• YOUR INSTRUCTIONS: Make an exact copy of the entries, and keep any pictures out of it.

• INFORMATION GIVEN:

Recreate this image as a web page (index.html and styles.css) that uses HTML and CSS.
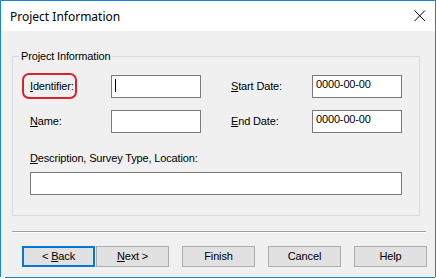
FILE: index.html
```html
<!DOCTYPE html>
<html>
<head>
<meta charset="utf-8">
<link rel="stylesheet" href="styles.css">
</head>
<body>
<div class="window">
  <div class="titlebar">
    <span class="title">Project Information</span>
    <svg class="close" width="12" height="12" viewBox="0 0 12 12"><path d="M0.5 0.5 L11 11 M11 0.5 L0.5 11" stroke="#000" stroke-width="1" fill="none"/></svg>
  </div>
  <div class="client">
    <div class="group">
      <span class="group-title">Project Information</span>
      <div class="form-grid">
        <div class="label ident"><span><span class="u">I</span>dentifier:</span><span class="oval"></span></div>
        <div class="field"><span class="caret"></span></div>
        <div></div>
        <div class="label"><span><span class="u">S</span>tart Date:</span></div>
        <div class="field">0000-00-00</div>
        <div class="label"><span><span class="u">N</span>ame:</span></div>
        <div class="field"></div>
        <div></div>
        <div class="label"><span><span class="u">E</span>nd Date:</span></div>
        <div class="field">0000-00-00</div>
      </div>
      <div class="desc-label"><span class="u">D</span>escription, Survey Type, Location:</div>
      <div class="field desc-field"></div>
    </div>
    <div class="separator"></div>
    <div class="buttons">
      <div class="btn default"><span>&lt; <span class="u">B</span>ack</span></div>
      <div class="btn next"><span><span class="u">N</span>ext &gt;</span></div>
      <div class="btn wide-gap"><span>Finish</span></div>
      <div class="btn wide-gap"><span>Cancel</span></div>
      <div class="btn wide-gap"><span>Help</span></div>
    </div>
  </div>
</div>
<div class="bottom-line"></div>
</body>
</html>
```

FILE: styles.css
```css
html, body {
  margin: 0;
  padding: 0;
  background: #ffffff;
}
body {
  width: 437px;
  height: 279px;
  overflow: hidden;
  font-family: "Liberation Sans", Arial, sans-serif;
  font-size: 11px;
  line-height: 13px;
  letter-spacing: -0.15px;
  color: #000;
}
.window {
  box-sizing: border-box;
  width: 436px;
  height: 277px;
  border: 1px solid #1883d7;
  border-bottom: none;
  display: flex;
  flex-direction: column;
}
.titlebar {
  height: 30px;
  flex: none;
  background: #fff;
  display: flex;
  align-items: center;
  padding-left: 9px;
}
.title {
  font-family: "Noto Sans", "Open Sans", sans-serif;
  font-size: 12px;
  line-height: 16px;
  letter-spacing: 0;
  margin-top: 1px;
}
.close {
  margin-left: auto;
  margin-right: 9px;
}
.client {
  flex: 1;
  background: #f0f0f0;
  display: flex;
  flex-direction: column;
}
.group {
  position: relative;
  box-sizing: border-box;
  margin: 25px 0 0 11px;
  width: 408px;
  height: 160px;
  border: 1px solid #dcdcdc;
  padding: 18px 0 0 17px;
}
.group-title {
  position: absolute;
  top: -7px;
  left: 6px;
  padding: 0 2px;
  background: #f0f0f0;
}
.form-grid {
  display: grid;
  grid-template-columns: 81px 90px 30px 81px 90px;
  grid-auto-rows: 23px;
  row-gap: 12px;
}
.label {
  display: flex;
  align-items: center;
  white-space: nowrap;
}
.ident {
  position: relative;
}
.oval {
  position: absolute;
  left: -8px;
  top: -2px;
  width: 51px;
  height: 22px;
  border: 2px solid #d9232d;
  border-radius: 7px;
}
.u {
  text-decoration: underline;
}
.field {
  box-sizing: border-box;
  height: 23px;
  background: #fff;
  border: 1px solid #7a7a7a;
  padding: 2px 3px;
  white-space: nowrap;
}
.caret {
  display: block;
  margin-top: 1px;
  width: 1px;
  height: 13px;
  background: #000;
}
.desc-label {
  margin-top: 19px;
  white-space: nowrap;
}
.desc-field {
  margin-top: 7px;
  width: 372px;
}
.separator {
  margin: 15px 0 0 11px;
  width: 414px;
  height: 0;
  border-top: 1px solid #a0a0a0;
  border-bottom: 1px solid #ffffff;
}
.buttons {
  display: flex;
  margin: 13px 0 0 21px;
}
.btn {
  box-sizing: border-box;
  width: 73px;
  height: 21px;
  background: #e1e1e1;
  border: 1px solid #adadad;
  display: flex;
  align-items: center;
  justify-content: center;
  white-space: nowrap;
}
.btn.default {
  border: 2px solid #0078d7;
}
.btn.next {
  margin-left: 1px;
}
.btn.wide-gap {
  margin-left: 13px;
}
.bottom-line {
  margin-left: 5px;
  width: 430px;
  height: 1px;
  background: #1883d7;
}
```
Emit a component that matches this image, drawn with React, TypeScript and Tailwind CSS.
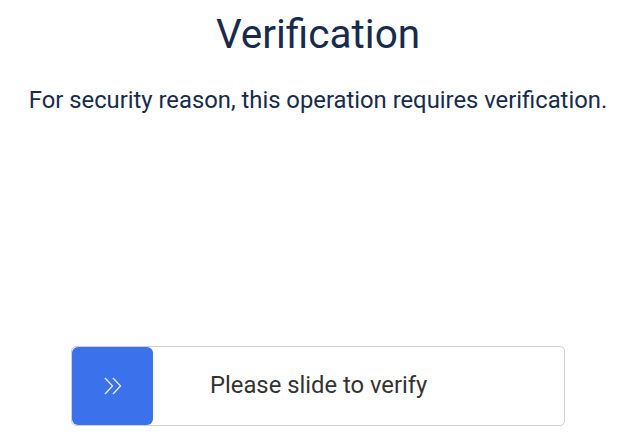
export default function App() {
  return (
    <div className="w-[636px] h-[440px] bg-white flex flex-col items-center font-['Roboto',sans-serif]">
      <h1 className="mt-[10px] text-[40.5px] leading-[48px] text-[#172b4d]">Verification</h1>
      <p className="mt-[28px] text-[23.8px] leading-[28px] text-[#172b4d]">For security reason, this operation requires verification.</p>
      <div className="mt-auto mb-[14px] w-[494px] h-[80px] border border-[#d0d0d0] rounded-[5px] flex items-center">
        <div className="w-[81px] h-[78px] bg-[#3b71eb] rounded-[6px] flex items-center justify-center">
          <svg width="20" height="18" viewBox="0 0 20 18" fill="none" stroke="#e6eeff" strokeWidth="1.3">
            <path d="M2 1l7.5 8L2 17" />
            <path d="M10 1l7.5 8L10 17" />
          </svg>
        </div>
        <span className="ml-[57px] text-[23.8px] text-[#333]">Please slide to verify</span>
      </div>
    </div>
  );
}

• ANSWER TO THE TASK:
Recreate this image as a web page (index.html and styles.css) that uses HTML and CSS.
FILE: index.html
```html
<!DOCTYPE html>
<html>
<head>
<meta charset="utf-8">
<link rel="stylesheet" href="styles.css">
</head>
<body>
<div class="window">
  <div class="titlebar">
    <span class="title">Project Information</span>
    <svg class="close" width="12" height="12" viewBox="0 0 12 12"><path d="M0.5 0.5 L11 11 M11 0.5 L0.5 11" stroke="#000" stroke-width="1" fill="none"/></svg>
  </div>
  <div class="client">
    <div class="group">
      <span class="group-title">Project Information</span>
      <div class="form-grid">
        <div class="label ident"><span><span class="u">I</span>dentifier:</span><span class="oval"></span></div>
        <div class="field"><span class="caret"></span></div>
        <div></div>
        <div class="label"><span><span class="u">S</span>tart Date:</span></div>
        <div class="field">0000-00-00</div>
        <div class="label"><span><span class="u">N</span>ame:</span></div>
        <div class="field"></div>
        <div></div>
        <div class="label"><span><span class="u">E</span>nd Date:</span></div>
        <div class="field">0000-00-00</div>
      </div>
      <div class="desc-label"><span class="u">D</span>escription, Survey Type, Location:</div>
      <div class="field desc-field"></div>
    </div>
    <div class="separator"></div>
    <div class="buttons">
      <div class="btn default"><span>&lt; <span class="u">B</span>ack</span></div>
      <div class="btn next"><span><span class="u">N</span>ext &gt;</span></div>
      <div class="btn wide-gap"><span>Finish</span></div>
      <div class="btn wide-gap"><span>Cancel</span></div>
      <div class="btn wide-gap"><span>Help</span></div>
    </div>
  </div>
</div>
<div class="bottom-line"></div>
</body>
</html>
```

FILE: styles.css
```css
html, body {
  margin: 0;
  padding: 0;
  background: #ffffff;
}
body {
  width: 437px;
  height: 279px;
  overflow: hidden;
  font-family: "Liberation Sans", Arial, sans-serif;
  font-size: 11px;
  line-height: 13px;
  letter-spacing: -0.15px;
  color: #000;
}
.window {
  box-sizing: border-box;
  width: 436px;
  height: 277px;
  border: 1px solid #1883d7;
  border-bottom: none;
  display: flex;
  flex-direction: column;
}
.titlebar {
  height: 30px;
  flex: none;
  background: #fff;
  display: flex;
  align-items: center;
  padding-left: 9px;
}
.title {
  font-family: "Noto Sans", "Open Sans", sans-serif;
  font-size: 12px;
  line-height: 16px;
  letter-spacing: 0;
  margin-top: 1px;
}
.close {
  margin-left: auto;
  margin-right: 9px;
}
.client {
  flex: 1;
  background: #f0f0f0;
  display: flex;
  flex-direction: column;
}
.group {
  position: relative;
  box-sizing: border-box;
  margin: 25px 0 0 11px;
  width: 408px;
  height: 160px;
  border: 1px solid #dcdcdc;
  padding: 18px 0 0 17px;
}
.group-title {
  position: absolute;
  top: -7px;
  left: 6px;
  padding: 0 2px;
  background: #f0f0f0;
}
.form-grid {
  display: grid;
  grid-template-columns: 81px 90px 30px 81px 90px;
  grid-auto-rows: 23px;
  row-gap: 12px;
}
.label {
  display: flex;
  align-items: center;
  white-space: nowrap;
}
.ident {
  position: relative;
}
.oval {
  position: absolute;
  left: -8px;
  top: -2px;
  width: 51px;
  height: 22px;
  border: 2px solid #d9232d;
  border-radius: 7px;
}
.u {
  text-decoration: underline;
}
.field {
  box-sizing: border-box;
  height: 23px;
  background: #fff;
  border: 1px solid #7a7a7a;
  padding: 2px 3px;
  white-space: nowrap;
}
.caret {
  display: block;
  margin-top: 1px;
  width: 1px;
  height: 13px;
  background: #000;
}
.desc-label {
  margin-top: 19px;
  white-space: nowrap;
}
.desc-field {
  margin-top: 7px;
  width: 372px;
}
.separator {
  margin: 15px 0 0 11px;
  width: 414px;
  height: 0;
  border-top: 1px solid #a0a0a0;
  border-bottom: 1px solid #ffffff;
}
.buttons {
  display: flex;
  margin: 13px 0 0 21px;
}
.btn {
  box-sizing: border-box;
  width: 73px;
  height: 21px;
  background: #e1e1e1;
  border: 1px solid #adadad;
  display: flex;
  align-items: center;
  justify-content: center;
  white-space: nowrap;
}
.btn.default {
  border: 2px solid #0078d7;
}
.btn.next {
  margin-left: 1px;
}
.btn.wide-gap {
  margin-left: 13px;
}
.bottom-line {
  margin-left: 5px;
  width: 430px;
  height: 1px;
  background: #1883d7;
}
```
Emit a component that matches this image, drawn with React, TypeScript and Tailwind CSS.
export default function App() {
  return (
    <div className="w-[636px] h-[440px] bg-white flex flex-col items-center font-['Roboto',sans-serif]">
      <h1 className="mt-[10px] text-[40.5px] leading-[48px] text-[#172b4d]">Verification</h1>
      <p className="mt-[28px] text-[23.8px] leading-[28px] text-[#172b4d]">For security reason, this operation requires verification.</p>
      <div className="mt-auto mb-[14px] w-[494px] h-[80px] border border-[#d0d0d0] rounded-[5px] flex items-center">
        <div className="w-[81px] h-[78px] bg-[#3b71eb] rounded-[6px] flex items-center justify-center">
          <svg width="20" height="18" viewBox="0 0 20 18" fill="none" stroke="#e6eeff" strokeWidth="1.3">
            <path d="M2 1l7.5 8L2 17" />
            <path d="M10 1l7.5 8L10 17" />
          </svg>
        </div>
        <span className="ml-[57px] text-[23.8px] text-[#333]">Please slide to verify</span>
      </div>
    </div>
  );
}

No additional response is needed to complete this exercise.